Не случайно в тексте канона языческая богиня напрямую уподоблялась самому дьяволу, на службу к которому якобы поступали эти женщины:
«Не следует допускать, чтобы некоторые злобные особы, превратившиеся в слуг Сатаны, соблазненные иллюзиями и фантазмами демонов, верили сами и заставляли верить [других] в то, что по ночам они разъезжают верхом на различных животных в компании с языческой богиней Дианой и множеством других женщин; что они преодолевают огромные расстояния под покровом ночи; что они подчиняются приказам этой богини, как если бы она была их повелительницей; и что иногда по ночам она призывает их к себе на службу»[76]
.Текст канона Episcopi
сохранился лишь в позднейшей версии: он был воспроизведен Региноном Прюмским в Libri duo de synodalibus causis et disciplinis ecclesiasticis (906 г.) — сборнике инструкций, предназначенных для епископов и их представителей в диоцезах. Еще через сто лет те же установления оказались включены в «Декреты» Бурхарда Вормсского (ум. 1025), который вновь основное внимание сосредоточил на женщинах — своих современницах, искренне полагавших, что по ночам они путешествуют в компании демонов и встречаются с Дианой, Хольдой и Иродиадой[77]. Впрочем, автор прямо заявлял, что под видом всех этих персонажей в действительности выступает сам Сатана:«Многие, кто верит в подобный обман, уклоняются от подлинной веры и впадают в языческие заблуждения, полагая, что могут быть какие-то иные божества помимо единого Бога. На самом деле это дьявол принимает различные формы и личины, обманывая видениями подчиненное ему сознание [человека], когда тот спит»[78]

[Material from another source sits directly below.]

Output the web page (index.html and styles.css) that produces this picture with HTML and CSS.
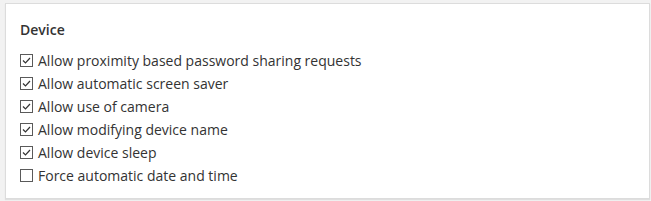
FILE: index.html
```html
<!DOCTYPE html>
<html lang="en">
<head>
  <meta charset="UTF-8" />
  <title>Device</title>
  <link rel="stylesheet" href="styles.css">
</head>
<body>
  <div class="panel">
    <h3>Device</h3>
    <ul class="options">
      <li><svg class="box" viewBox="0 0 13 13"><rect x="0.5" y="0.5" width="12" height="12" fill="#fff" stroke="#5a5a5a"/><path d="M3 6.5 L5.5 9 L10 4" fill="none" stroke="#333" stroke-width="1.2"/></svg>Allow proximity based password sharing requests</li>
      <li><svg class="box" viewBox="0 0 13 13"><rect x="0.5" y="0.5" width="12" height="12" fill="#fff" stroke="#5a5a5a"/><path d="M3 6.5 L5.5 9 L10 4" fill="none" stroke="#333" stroke-width="1.2"/></svg>Allow automatic screen saver</li>
      <li><svg class="box" viewBox="0 0 13 13"><rect x="0.5" y="0.5" width="12" height="12" fill="#fff" stroke="#5a5a5a"/><path d="M3 6.5 L5.5 9 L10 4" fill="none" stroke="#333" stroke-width="1.2"/></svg>Allow use of camera</li>
      <li><svg class="box" viewBox="0 0 13 13"><rect x="0.5" y="0.5" width="12" height="12" fill="#fff" stroke="#5a5a5a"/><path d="M3 6.5 L5.5 9 L10 4" fill="none" stroke="#333" stroke-width="1.2"/></svg>Allow modifying device name</li>
      <li><svg class="box" viewBox="0 0 13 13"><rect x="0.5" y="0.5" width="12" height="12" fill="#fff" stroke="#5a5a5a"/><path d="M3 6.5 L5.5 9 L10 4" fill="none" stroke="#333" stroke-width="1.2"/></svg>Allow device sleep</li>
      <li><svg class="box" viewBox="0 0 13 13"><rect x="0.5" y="0.5" width="12" height="12" fill="#fff" stroke="#5a5a5a"/></svg>Force automatic date and time</li>
    </ul>
  </div>
</body>
</html>
```

FILE: styles.css
```css
body {
  font-family: "Open Sans", sans-serif;
  margin: 0;
  padding: 3px 1px 2px 5px;
  background-color: #f2f2f2;
  color: #333;
}
.panel {
  background-color: #fff;
  border: 1px solid #dcdcdc;
  box-shadow: 0 1px 1px rgba(0, 0, 0, 0.08);
  padding: 16px 14px 11px 14px;
  height: 167px;
}
.panel h3 {
  margin: 0 0 9px 0;
  font-size: 14px;
  font-weight: 600;
  line-height: 20px;
}
.options {
  list-style-type: none;
  margin: 0;
  padding: 0;
}
.options li {
  display: flex;
  align-items: center;
  height: 23px;
  font-size: 14px;
}
.options .box {
  width: 13px;
  height: 13px;
  margin-right: 5px;
  flex-shrink: 0;
}
```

.В отличие от составителя канона Episcopi
, Бурхард Вормсский постоянно возвращался к проблеме взаимоотношений ведьм с силами ада, называя колдовство «дьявольским» ремеслом[79]. Особое же внимание он уделял именно любовной магии, различные виды которой подробно перечислял на страницах «Декретов»: наведение порчи или приворота при помощи амулетов; травяных отваров и микстур; земли, собранной из отпечатков подошв предполагаемой жертвы; спермы, менструальной крови или зажаренных и истолченных в порошок мужских яичек, подмешанных в еду и питье; рыбы, умерщвленной во влагалище женщины и приготовленной затем для ее супруга; хлеба, испеченного с той же целью, тесто для которого замешивалось в бадье, стоявшей на голом женском заду, и т. д.[80] Все эти действия, по мнению автора, происходили «по дьявольскому наущению» и были присущи исключительно представительницам слабого пола[81].Любопытно, что именно трактовка Бурхардом Вормсским канона Episcopi
была позаимствована в XII в. другим выдающимся европейским теологом — Грацианом (ум. 1150), включившим этот текст в свой «Декрет» (1140 г.), первый в европейской истории свод канонического права. В отличие от варианта, предложенного Региноном Прюмским, здесь также фигурировали Диана и Иродиада, которых знаменитый юрист полагал «масками» дьявола[82].Теми же самыми выкладками Бурхарда Вормсского, на мой взгляд, мог руководствоваться при написании «Поликратика» и Иоанн Солсберийский. Хотя он был знаком со сводом Грациана[83]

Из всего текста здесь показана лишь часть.